Object detection based on deep learning architectures can be categorized into fast detection, shortcut connection and region-based networks. These networks are effective from perspectives of processing speed, accuracy and so on. Therefore, they are widely used for animal farming. Particularly, Single Shot Multi-Box Detector (SSD) and YOLO V3 have the advantage of processing speed, and Regional Convolutional Neural Network (RCNN) is advantageous with respect to the processing speed as well as the accuracy, so that they are the mostly applied networks currently. In relatively simple cases such as optimal lighting and clear view, the combination of different shallow networks (e.g., Visual Geometry Group (VGG) + Convolutional Neural Network (CNN)) might achieve satisfactory performance24. However, in complex scenarios such as real commercial environments, to enhance the model capacity for sufficient environmental variations, it is necessary to combine multiple networks, for example, UNet + Inception V425, and VGGNet + SSD26. Besides, even for the same model, a parallel combination to create the two-streamed connection could also improve the detection performance15,27.

Multi-object tracking (MOT) typically refers to the detection, the recognition, and the tracking of multiple objects (e.g., pedestrians, cars, and animals) in videos without prior knowledge of the target number. Different targets have different IDs to achieve subsequent trajectory prediction, accurate search, and other tasks. In recent years, various MOT methods have been proposed and widely applied, such as monitoring28, traffic monitoring29, autonomous driving30, and animal monitoring31,32,33, aiming at object collision avoidance34 or target tracking35,36. However, due to the crowded environments and the occluded objects, the results of MOT could be influenced by the difficult problem configuration, which leads to performance limitations in such scenarios. In addition, due to the extensive application of MOT methods, the importance of the MOT is still a challenging subject for the relevant research37,38,39.

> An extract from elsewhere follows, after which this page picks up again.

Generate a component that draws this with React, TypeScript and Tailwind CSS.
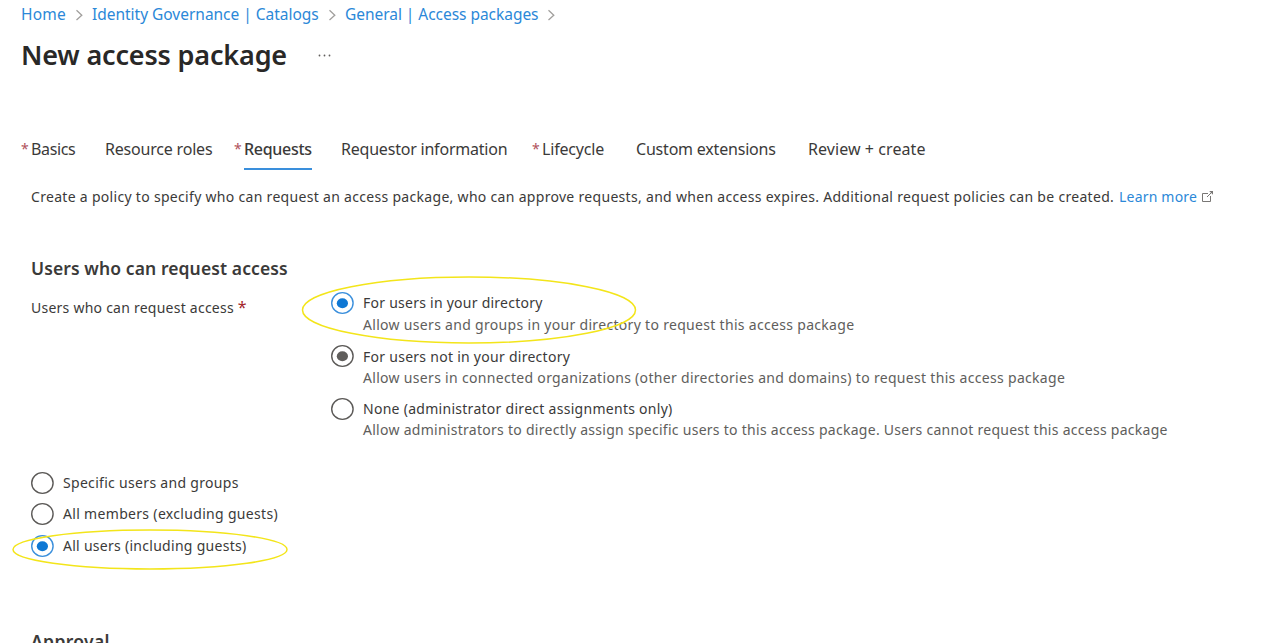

In recent years, with the rapid development of deep learning technology, the target detection performance has been significantly improved. With the emergence of the deep learning-based object detectors, tracking through detection has already become the most-focused method in MOT research39. This method utilizes the knowledge of object location to establish a model that can associate with objects over time. In recent studies, the algorithm of KF has been used as the motion model to improve the object correlation over time40,41,42,43. In 2016, SORT was proposed40, which applies KF to estimate the object states and associates KF prediction with new object detection using the Hungarian algorithm44. One year later, an optimized Deep SORT was proposed by Wojke et al.43, which includes a new cascading association procedure using the object appearance characteristics based on CNN. In this data association algorithm, the similarity of the object appearance characteristics and the Mahalanobis distances between the object states are combined, and the SORT data association is used in the later stage of mismatched states. Despite using CNN, high frame rates on target tracking benchmarks were achieved with the Deep SORT approach. Chen et al. proposed an algorithm similar to the Deep SORT, namely MOTDT41, which employs a scoring function completely based on CNN to optimally select candidates. The Euclidean distance in the extracted object appearance characteristics is also adopted to optimize the association steps. Recently, He et al.42 proposed a GMT-CT algorithm, which combines deep feature learning and graph partitioning. The graph is constructed using extracted object appearance characteristics for association steps to more accurately model the correlation between the measurements and the trajectories.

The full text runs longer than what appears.